If a firm is investing in video, the real question is not whether video is trendy or whether competitors are doing it.
The real question is whether it helps the firm perform better.
That means looking at the same marketing metrics law firms already track and asking a better question:
Where does video actually move the needle?
Most Law Firms Think About Video the Wrong Way
A lot of firms either over-romanticize video or underestimate it.
Some treat it like a luxury. Something that would be nice to have once everything else is already dialed in.
Others treat it like a magic fix. They assume that once a nice-looking video is on the website, the numbers will just improve automatically.

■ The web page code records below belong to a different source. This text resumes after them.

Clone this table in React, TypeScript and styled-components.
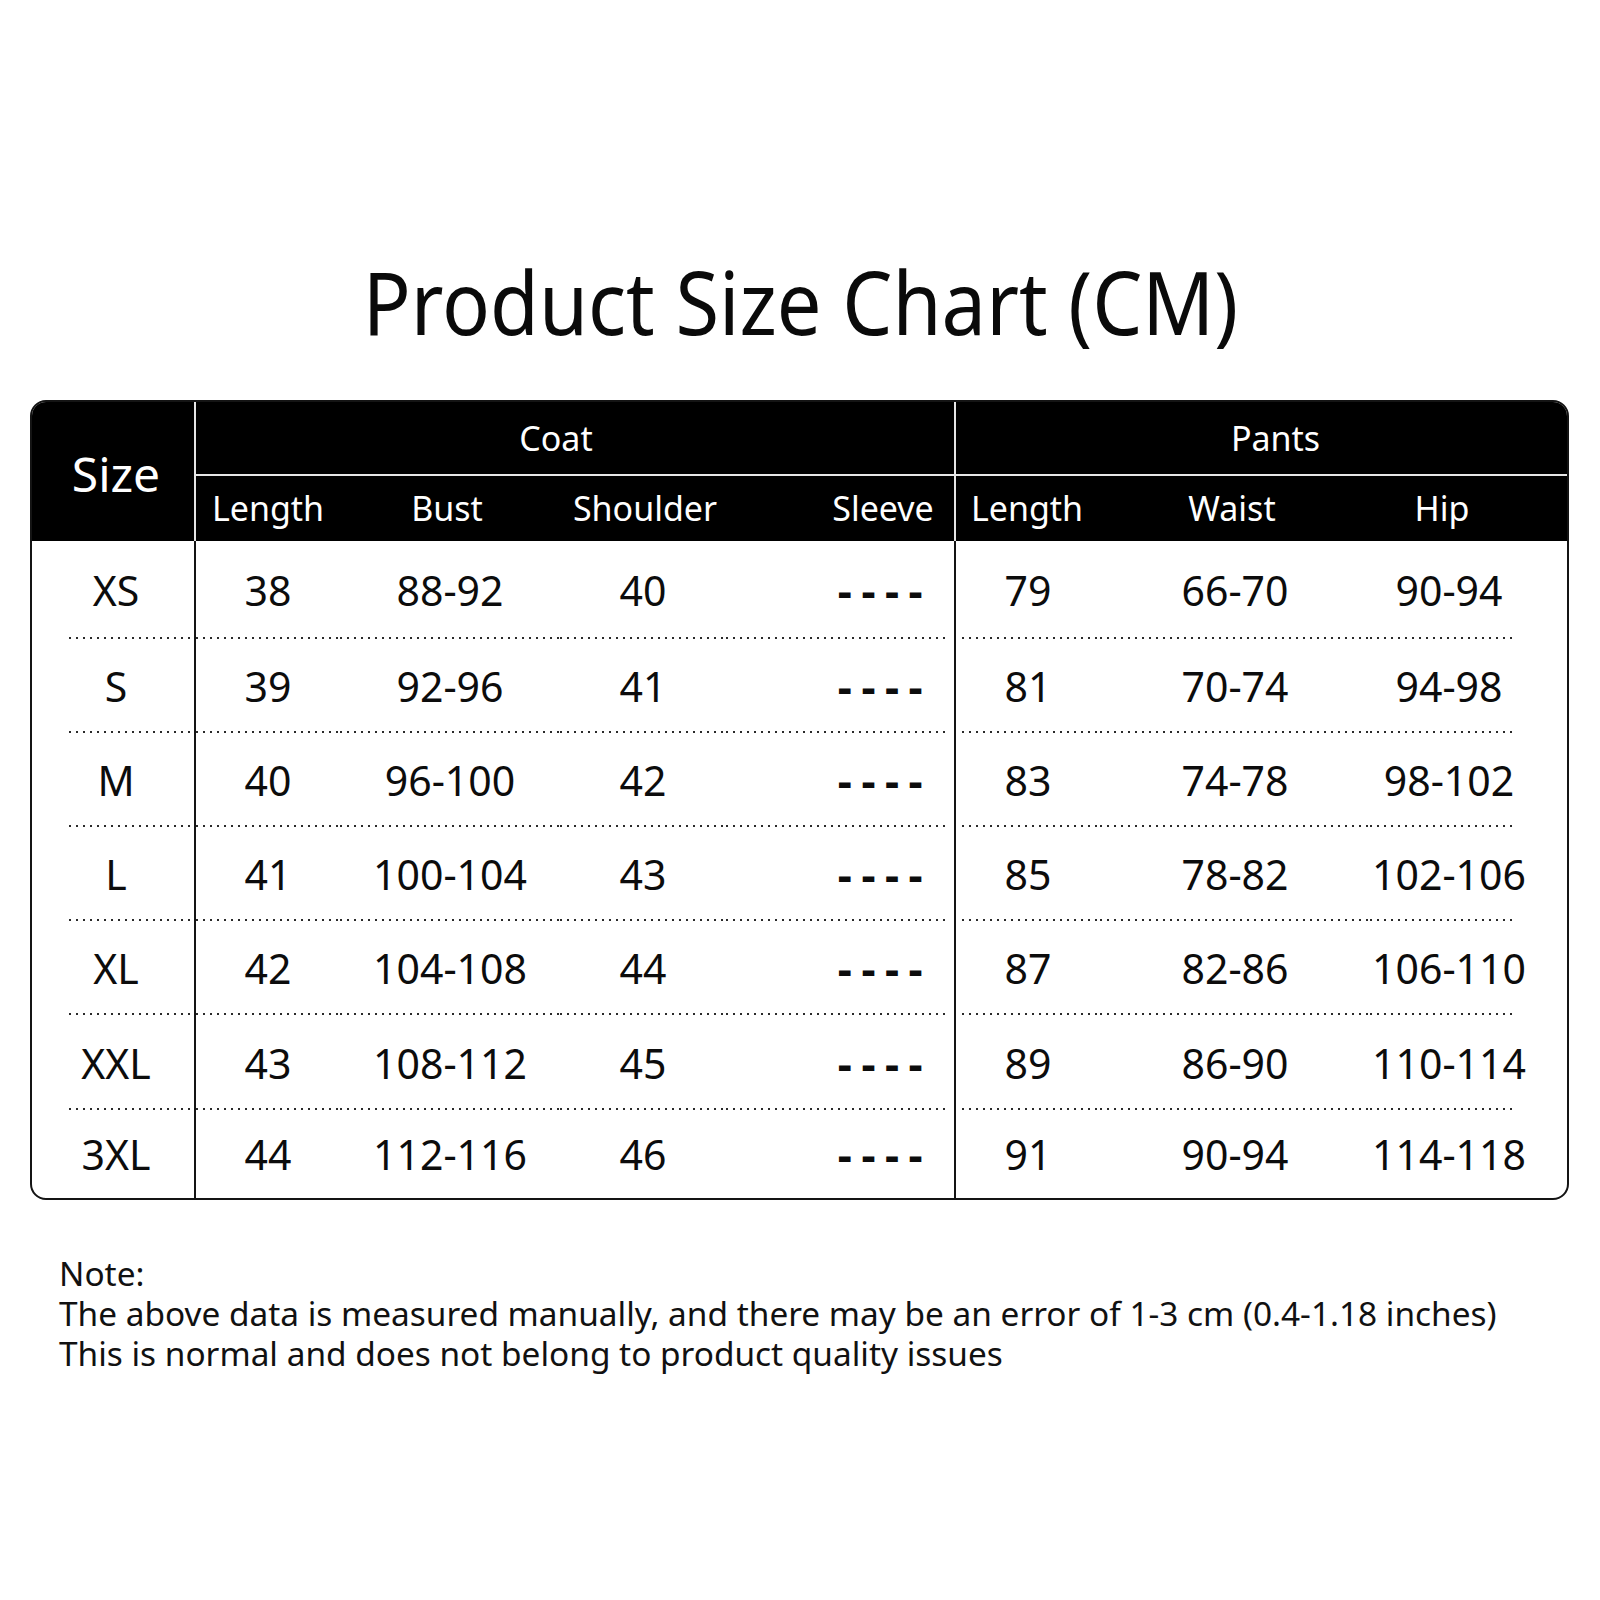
import React from "react";
import styled, { createGlobalStyle } from "styled-components";

const Global = createGlobalStyle`
  html, body { margin: 0; padding: 0; background: #ffffff; }
  body { font-family: "Noto Sans", "Open Sans", sans-serif; color: #111; }
`;

const Page = styled.div`
  width: 1600px;
  height: 1600px;
  box-sizing: border-box;
  padding: 249px 31px 0 30px;
  background: #fff;
`;

const TitleRow = styled.div`
  display: flex;
  justify-content: center;
  padding-left: 2px;
`;

const Title = styled.h1`
  margin: 0;
  font-family: "Noto Sans", sans-serif;
  font-weight: 400;
  font-size: 87px;
  line-height: 104px;
  color: #0a0a0a;
  white-space: nowrap;
  transform: scaleX(0.913);
`;

const Table = styled.div`
  margin-top: 47px;
  display: grid;
  grid-template-columns: 164px 144px 220px 166px 230px 144px 270px 197px;
  grid-template-rows: 74px 65px 98px 94px 94px 94px 94px 95px 88px;
  border: 2px solid #141414;
  border-radius: 16px;
  overflow: hidden;
  background: #fff;
`;

const SizeHead = styled.div`
  grid-row: 1 / span 2;
  background: #000;
  color: #fff;
  font-size: 48px;
  display: flex;
  align-items: center;
  justify-content: center;
  padding-top: 4px;
  padding-left: 6px;
  border-right: 2px solid #e6e6e6;
`;

const GroupHead = styled.div<{ $span: number; $shift: number; $divider?: boolean }>`
  grid-column: span ${(p) => p.$span};
  background: #000;
  color: #fff;
  font-size: 34px;
  display: flex;
  align-items: center;
  justify-content: center;
  padding-left: ${(p) => (p.$shift > 0 ? p.$shift : 0)}px;
  padding-right: ${(p) => (p.$shift < 0 ? -p.$shift : 0)}px;
  border-bottom: 2px solid #e6e6e6;
  border-right: ${(p) => (p.$divider ? "2px solid #e6e6e6" : "none")};
`;

const SubHead = styled.div<{ $padL?: number; $padR?: number; $divider?: boolean }>`
  background: #000;
  color: #fff;
  font-size: 34px;
  white-space: nowrap;
  display: flex;
  align-items: center;
  justify-content: center;
  padding-left: ${(p) => p.$padL ?? 0}px;
  padding-right: ${(p) => p.$padR ?? 0}px;
  padding-bottom: 2px;
  border-right: ${(p) => (p.$divider ? "2px solid #e6e6e6" : "none")};
`;

const Cell = styled.div<{
  $padL?: number;
  $padR?: number;
  $dotL?: number;
  $dotR?: number;
  $divider?: boolean;
  $last?: boolean;
  $dash?: boolean;
}>`
  display: flex;
  align-items: center;
  justify-content: center;
  white-space: nowrap;
  font-size: 41px;
  color: #0c0c0c;
  padding-left: ${(p) => p.$padL ?? 0}px;
  padding-right: ${(p) => p.$padR ?? 0}px;
  border-right: ${(p) => (p.$divider ? "2px solid #141414" : "none")};
  ${(p) => (p.$dash ? "letter-spacing: 9.5px; font-weight: 700; font-size: 44px;" : "")}
  ${(p) =>
    p.$last
      ? ""
      : `
    background-image: repeating-linear-gradient(to right, #2a2a2a 0 2px, transparent 2px 7px);
    background-repeat: no-repeat;
    background-size: calc(100% - ${(p.$dotL ?? 0) + (p.$dotR ?? 0)}px) 2px;
    background-position: ${p.$dotL ?? 0}px 100%;
  `}
`;

const Note = styled.div`
  margin-top: 53px;
  padding-left: 29px;
  font-size: 33.4px;
  line-height: 40px;
  color: #111;
  white-space: nowrap;
`;

const rows = [
  ["XS", "38", "88-92", "40", "79", "66-70", "90-94"],
  ["S", "39", "92-96", "41", "81", "70-74", "94-98"],
  ["M", "40", "96-100", "42", "83", "74-78", "98-102"],
  ["L", "41", "100-104", "43", "85", "78-82", "102-106"],
  ["XL", "42", "104-108", "44", "87", "82-86", "106-110"],
  ["XXL", "43", "108-112", "45", "89", "86-90", "110-114"],
  ["3XL", "44", "112-116", "46", "91", "90-94", "114-118"],
];

export default function App() {
  return (
    <>
      <Global />
      <Page>
        <TitleRow>
          <Title>Product Size Chart (CM)</Title>
        </TitleRow>
        <Table>
          <SizeHead>Size</SizeHead>
          <GroupHead $span={4} $shift={-38} $divider>
            Coat
          </GroupHead>
          <GroupHead $span={3} $shift={28}>
            Pants
          </GroupHead>
          <SubHead>Length</SubHead>
          <SubHead $padR={6}>Bust</SubHead>
          <SubHead $padL={4}>Shoulder</SubHead>
          <SubHead $padL={86} $divider>
            Sleeve
          </SubHead>
          <SubHead $padR={2}>Length</SubHead>
          <SubHead $padR={6}>Waist</SubHead>
          <SubHead $padR={53}>Hip</SubHead>
          {rows.map((r, i) => {
            const last = i === rows.length - 1;
            return (
              <React.Fragment key={r[0]}>
                <Cell $padL={6} $dotL={37} $divider $last={last}>
                  {r[0]}
                </Cell>
                <Cell $last={last}>{r[1]}</Cell>
                <Cell $last={last}>{r[2]}</Cell>
                <Cell $last={last}>{r[3]}</Cell>
                <Cell $padL={90} $dotR={4} $divider $last={last} $dash>
                  ----
                </Cell>
                <Cell $dotL={6} $last={last}>
                  {r[4]}
                </Cell>
                <Cell $last={last}>{r[5]}</Cell>
                <Cell $padL={11} $padR={50} $dotR={50} $last={last}>
                  {r[6]}
                </Cell>
              </React.Fragment>
            );
          })}
        </Table>
        <Note>
          Note:
          <br />
          The above data is measured manually, and there may be an error of 1-3 cm (0.4-1.18 inches)
          <br />
          This is normal and does not belong to product quality issues
        </Note>
      </Page>
    </>
  );
}
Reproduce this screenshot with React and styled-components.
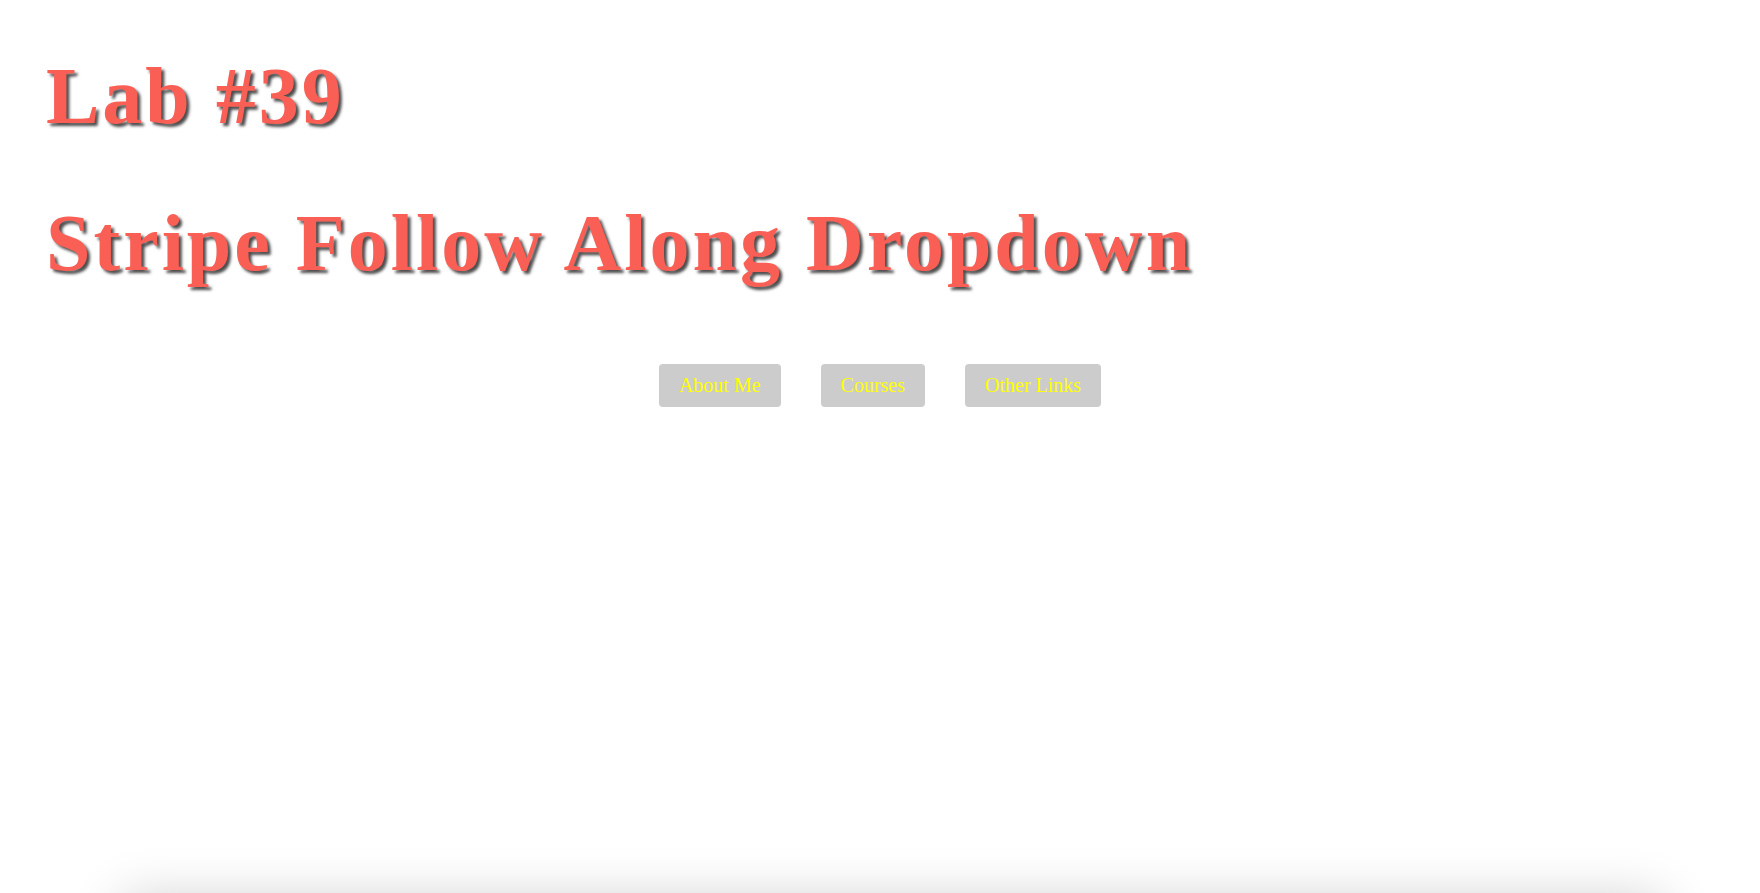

Neither view is very useful.
Video is strongest when it is tied to a real business purpose. A homepage video should help the website make a stronger first impression. An attorney bio video should help a prospective client feel more comfortable with the person they may actually talk to. A practice area video should make a service page easier to understand. A testimonial video should reduce hesitation. A short-form clip should extend the value of the same messaging into another channel.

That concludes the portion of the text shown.